Impending Appeals Hearing on Habibi Case

Human Rights Activists News Agency (HRANA) – The Appellate Court of Tehran Province Branch 36 will convene October 25, 2018, to review the case of Mohammad Habibi, a teacher and union activist imprisoned since May 2018 for commemorating national teachers’ week.

Habibi’s lawyer Hossein Taj confirmed the news to HRANA. “We’re taking it as a good sign that they’ve assigned a date this soon,” he said. “We hope that the appeals judges consider our client’s upstanding character and the case for his defense, which would relieve, if only a little, the pain that’s plaguing the teaching community.”

On September 20th, HRANA’s English webpage announced that Habibi’s case had entered the appellate stage.

In direct violation of physician orders, Habibi has been denied medical attention since the beginning of his detention period. Taj said that Habibi has suffered from various health problems since being imprisoned, including a 22-pound weight loss, suspect kidney stones, and a severe lung infection causing pain in his rib cage, reportedly due to being beaten while in prison.
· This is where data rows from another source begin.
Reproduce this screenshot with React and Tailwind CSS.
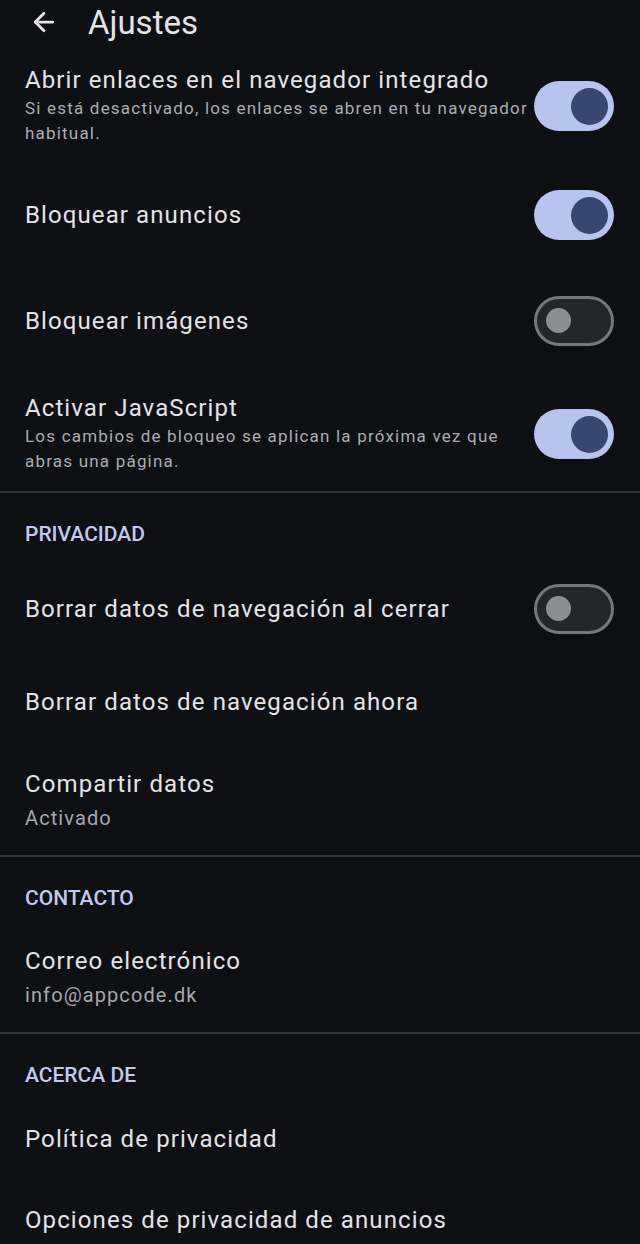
import React from 'react';
import { ArrowLeft } from 'lucide-react';

const Toggle = ({ on }) =>
  on ? (
    <div className="w-[80px] h-[50px] shrink-0 rounded-full bg-[#b8c4ef] flex items-center justify-end pr-[6px]">
      <div className="w-[37px] h-[37px] rounded-full bg-[#3b4670]" />
    </div>
  ) : (
    <div className="w-[80px] h-[50px] shrink-0 rounded-full bg-[#24262b] border-[3px] border-[#76777c] flex items-center pl-[9px]">
      <div className="w-[25px] h-[25px] rounded-full bg-[#8d8e93]" />
    </div>
  );

const Title = ({ children }) => (
  <div className="text-[24px] leading-[28px] tracking-[1.1px] text-[#e4e4e8] whitespace-nowrap">{children}</div>
);

const Summary = ({ children }) => (
  <div className="mt-[2px] text-[17px] leading-[25px] tracking-[1.2px] text-[#abacb2]">{children}</div>
);

const Value = ({ children }) => (
  <div className="mt-[7px] text-[20px] leading-[26px] tracking-[1.1px] text-[#a6a7ad]">{children}</div>
);

const Divider = () => <div className="h-[2px] bg-[#34353a]" />;

const SectionHeader = ({ children }) => (
  <div className="pl-[25px] pt-[29px] pb-[16px] text-[21px] leading-[24px] font-medium text-[#c3c9ee]">
    {children}
  </div>
);

export default function App() {
  return (
    <div
      className="w-[640px] h-[1244px] overflow-hidden bg-[#0e0f13]"
      style={{ fontFamily: 'Roboto, "Noto Sans", sans-serif' }}
    >
      {/* toolbar */}
      <div className="h-[44px] flex items-center pl-[29px]">
        <ArrowLeft className="w-[30px] h-[30px] text-[#e4e4e8]" strokeWidth={2.2} />
        <span className="ml-[29px] text-[33px] leading-none text-[#e4e4e8]">Ajustes</span>
      </div>

      {/* contenido */}
      <div className="flex items-center pl-[25px] pr-[26px] pt-[22px] pb-[16px]">
        <div className="flex-1 min-w-0">
          <Title>Abrir enlaces en el navegador integrado</Title>
          <Summary>Si está desactivado, los enlaces se abren en tu navegador habitual.</Summary>
        </div>
        <Toggle on />
      </div>

      <div className="h-[106px] flex items-center pl-[25px] pr-[26px]">
        <div className="flex-1"><Title>Bloquear anuncios</Title></div>
        <Toggle on />
      </div>

      <div className="h-[105px] flex items-center pl-[25px] pr-[26px]">
        <div className="flex-1"><Title>Bloquear imágenes</Title></div>
        <Toggle />
      </div>

      <div className="flex items-center pl-[25px] pr-[26px] pt-[21px] pb-[17px]">
        <div className="flex-1 min-w-0 pr-[20px]">
          <Title>Activar JavaScript</Title>
          <Summary>Los cambios de bloqueo se aplican la próxima vez que abras una página.</Summary>
        </div>
        <Toggle on />
      </div>

      <Divider />
      <SectionHeader>PRIVACIDAD</SectionHeader>

      <div className="h-[93px] flex items-center pl-[25px] pr-[26px]">
        <div className="flex-1"><Title>Borrar datos de navegación al cerrar</Title></div>
        <Toggle />
      </div>

      <div className="h-[93px] flex items-center pl-[25px] pr-[26px]">
        <Title>Borrar datos de navegación ahora</Title>
      </div>

      <div className="pl-[25px] pr-[26px] pt-[22px] pb-[24px]">
        <Title>Compartir datos</Title>
        <Value>Activado</Value>
      </div>

      <Divider />
      <SectionHeader>CONTACTO</SectionHeader>

      <div className="pl-[25px] pr-[26px] pt-[21px] pb-[24px]">
        <Title>Correo electrónico</Title>
        <Value>info@appcode.dk</Value>
      </div>

      <Divider />
      <SectionHeader>ACERCA DE</SectionHeader>

      <div className="pl-[25px] pr-[26px] pt-[22px] pb-[26px]">
        <Title>Política de privacidad</Title>
      </div>

      <div className="pl-[25px] pr-[26px] pt-[27px] pb-[26px]">
        <Title>Opciones de privacidad de anuncios</Title>
      </div>
    </div>
  );
}
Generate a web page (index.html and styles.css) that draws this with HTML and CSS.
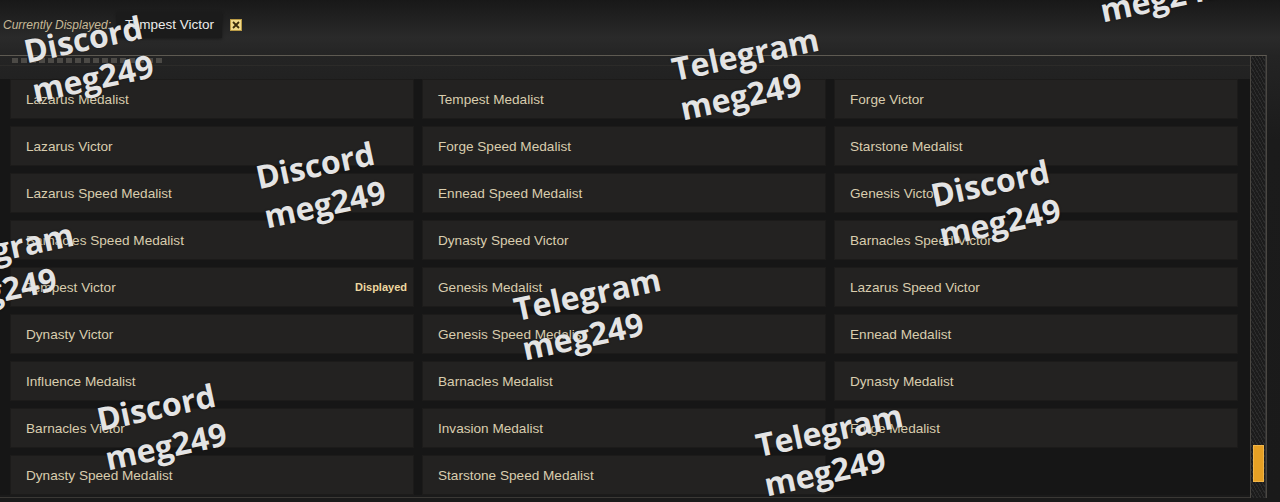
FILE: index.html
```html
<!DOCTYPE html>
<html lang="en">
<head>
  <meta charset="UTF-8">
  <title>Titles</title>
  <link rel="stylesheet" href="styles.css">
</head>
<body>
  <div class="topbar">
    <span class="current-label">Currently Displayed:</span>
    <span class="current-tag">Tempest Victor</span>
    <span class="clear-btn">
      <svg width="8" height="8" viewBox="0 0 8 8"><path d="M1 1L7 7M7 1L1 7" stroke="#3a2c0c" stroke-width="1.8"/></svg>
    </span>
  </div>

  <div class="panel">
    <div class="panel-main">
      <div class="panel-head"><span class="head-dash"></span></div>
      <div class="title-grid">
        <div class="cell">Lazarus Medalist</div>
        <div class="cell">Tempest Medalist</div>
        <div class="cell">Forge Victor</div>
        <div class="cell">Lazarus Victor</div>
        <div class="cell">Forge Speed Medalist</div>
        <div class="cell">Starstone Medalist</div>
        <div class="cell">Lazarus Speed Medalist</div>
        <div class="cell">Ennead Speed Medalist</div>
        <div class="cell">Genesis Victor</div>
        <div class="cell">Barnacles Speed Medalist</div>
        <div class="cell">Dynasty Speed Victor</div>
        <div class="cell">Barnacles Speed Victor</div>
        <div class="cell">Tempest Victor <span class="badge">Displayed</span></div>
        <div class="cell">Genesis Medalist</div>
        <div class="cell">Lazarus Speed Victor</div>
        <div class="cell">Dynasty Victor</div>
        <div class="cell">Genesis Speed Medalist</div>
        <div class="cell">Ennead Medalist</div>
        <div class="cell">Influence Medalist</div>
        <div class="cell">Barnacles Medalist</div>
        <div class="cell">Dynasty Medalist</div>
        <div class="cell">Barnacles Victor</div>
        <div class="cell">Invasion Medalist</div>
        <div class="cell">Forge Medalist</div>
        <div class="cell">Dynasty Speed Medalist</div>
        <div class="cell">Starstone Speed Medalist</div>
      </div>
    </div>
    <div class="scroll">
      <div class="scroll-thumb"></div>
    </div>
  </div>

  <!-- watermark overlay -->
  <div class="watermarks">
    <div class="wm" style="left:20px;top:32px">Discord<br>meg249</div>
    <div class="wm" style="left:668px;top:50px">Telegram<br>meg249</div>
    <div class="wm" style="left:1088px;top:-48px">Discord<br>meg249</div>
    <div class="wm" style="left:252px;top:158px">Discord<br>meg249</div>
    <div class="wm" style="left:-77px;top:245px">Telegram<br>meg249</div>
    <div class="wm" style="left:927px;top:176px">Discord<br>meg249</div>
    <div class="wm" style="left:510px;top:290px">Telegram<br>meg249</div>
    <div class="wm" style="left:93px;top:400px">Discord<br>meg249</div>
    <div class="wm" style="left:752px;top:426px">Telegram<br>meg249</div>
  </div>
</body>
</html>
```

FILE: styles.css
```css
* { margin: 0; padding: 0; box-sizing: border-box; }
html, body { height: 100%; }
body {
  font-family: 'Liberation Sans', Arial, sans-serif;
  background: linear-gradient(180deg, #181818 0, #2a2a2a 38px, #242424 56px, #1b1b1b 140px, #1a1a1a 100%);
  color: #d8ccae;
  position: relative;
  overflow: hidden;
}

/* bar with the current title */
.topbar {
  height: 55px;
  display: flex;
  align-items: center;
  padding: 0 0 5px 3px;
}
.current-label {
  font-size: 12px;
  font-style: italic;
  color: #c7ba98;
  margin-right: 6px;
}
.current-tag {
  background: #1b1b1b;
  color: #ececec;
  font-size: 13.5px;
  height: 26px;
  line-height: 26px;
  padding: 0 8px 0 8px;
  box-shadow: 0 1px 3px rgba(0,0,0,0.4);
}
.clear-btn {
  width: 12px;
  height: 12px;
  margin-left: 8px;
  background: #f1da8a;
  border: 1px solid #b99a45;
  display: flex;
  align-items: center;
  justify-content: center;
}

/* list panel */
.panel {
  width: 1267px;
  display: flex;
  border-top: 1px solid #5e5a52;
  border-right: 1px solid #4a4742;
}
.panel-main {
  width: 1250px;
  border-bottom: 1px solid #3a3835;
  padding-bottom: 2px;
}
.panel-head {
  height: 23px;
  padding: 1px 0 0 12px;
}
.head-dash {
  display: block;
  width: 152px;
  height: 5px;
  margin-top: 1px;
  background: repeating-linear-gradient(90deg, #5d5a55 0 6px, transparent 6px 9px);
  opacity: 0.7;
  border-bottom: 1px solid transparent;
}
.panel-head::after {
  content: "";
  display: block;
  margin: 2px 0 0 -12px;
  border-top: 1px solid #2c2b29;
}
.title-grid {
  display: grid;
  grid-template-columns: repeat(3, 404px);
  grid-auto-rows: 40px;
  gap: 7px 8px;
  padding-left: 10px;
  background: #161616;
}
.cell {
  background: #232221;
  border: 1px solid #1c1b1a;
  font-size: 13.6px;
  color: #d9cdae;
  padding: 0 6px 0 15px;
  display: flex;
  align-items: center;
  justify-content: space-between;
}
.badge {
  font-size: 11px;
  font-weight: bold;
  color: #eed8a0;
}

/* scroll bar */
.scroll {
  width: 16px;
  border-left: 1px solid #4a4742;
  border-right: 1px solid #333;
  background: repeating-linear-gradient(60deg, #1c1c1c 0 2px, #2c2c2c 2px 3px);
  padding: 389px 1px 0 2px;
}
.scroll-thumb {
  height: 37px;
  background: #e6a024;
  border: 1px solid #f0b54a;
}

/* watermarks */
.watermarks {
  position: absolute;
  inset: 0;
  pointer-events: none;
  overflow: hidden;
}
.wm {
  position: absolute;
  font-family: 'Open Sans', sans-serif;
  font-weight: 700;
  font-size: 32px;
  line-height: 40px;
  color: #e4e4e4;
  text-shadow: 0 0 2px rgba(0,0,0,0.5);
  white-space: nowrap;
  transform-origin: 0 0;
  transform: rotate(-12deg);
}
```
According to Taj, the nephrologist at Imam Khomeini hospital issued an order for Habibi’s urgent treatment, as he has kidney and urinary tract conditions that may require surgery. In face of the documented medical urgency, however, authorities have yet to clear him for even preliminary testing.

On the one occasion that Habibi’s request for medical leave was granted, he was released from Great Tehran Penitentiary, prematurely dismissed from the hospital without receiving treatment, and then transferred to Evin Prison on Monday, September 3, 2018, where he has remained since.

Habibi’s case – and particularly his compromised medical condition – recently drew the support of teacher’s organizations at home and abroad. In a letter addressed to Ayatollah Ali Khamenei, the French trade unions SFDT, SGT, FSO, Solidaires, and UNSA held the Supreme Leader accountable for Habibi’s fate and called his imprisonment a violation of both human rights and the fundamental freedoms of syndicates. In May 2018, General Secretary of Education International (EI) David Edwards vehemently denounced Habibi’s arrest and detention, demanding his immediate release in a letter to Iranian president Hassan Rouhani.

Iranians themselves have also called for Habibi’s release. In a statement signed by over 1,400 civil, political, union and teachers’ activists across Iran, Iranians protested Habibi’s sentence and called for greater solidarity with teachers and other workers in Iranian society.

On July 23rd, 2018, Judge Ahmadzadeh of Tehran Revolutionary Court sentenced Habibi to 10 and a half years’ imprisonment, i.e. seven and a half years for “national-security related Crimes,” 18 months for “propaganda against the regime”, and another 18 months for “disrupting public order.” In addition to prison terms, he was dealt a two-year ban from political and civic activities, a two-year travel ban, and 74 lashings.

Under Article 134 of Iran’s Islamic Penal Code, which holds that prisoners are to serve the lengthiest of their sentences, Habibi’s sentence, if upheld, would put him behind bars for a maximum of seven and a half years, i.e. the heaviest one of his three sentences.

Habibi is a member of the board of directors for the Teachers’ Union Association of Tehran Province.

A letter from his HR office confirmed he is no longer receiving his salary.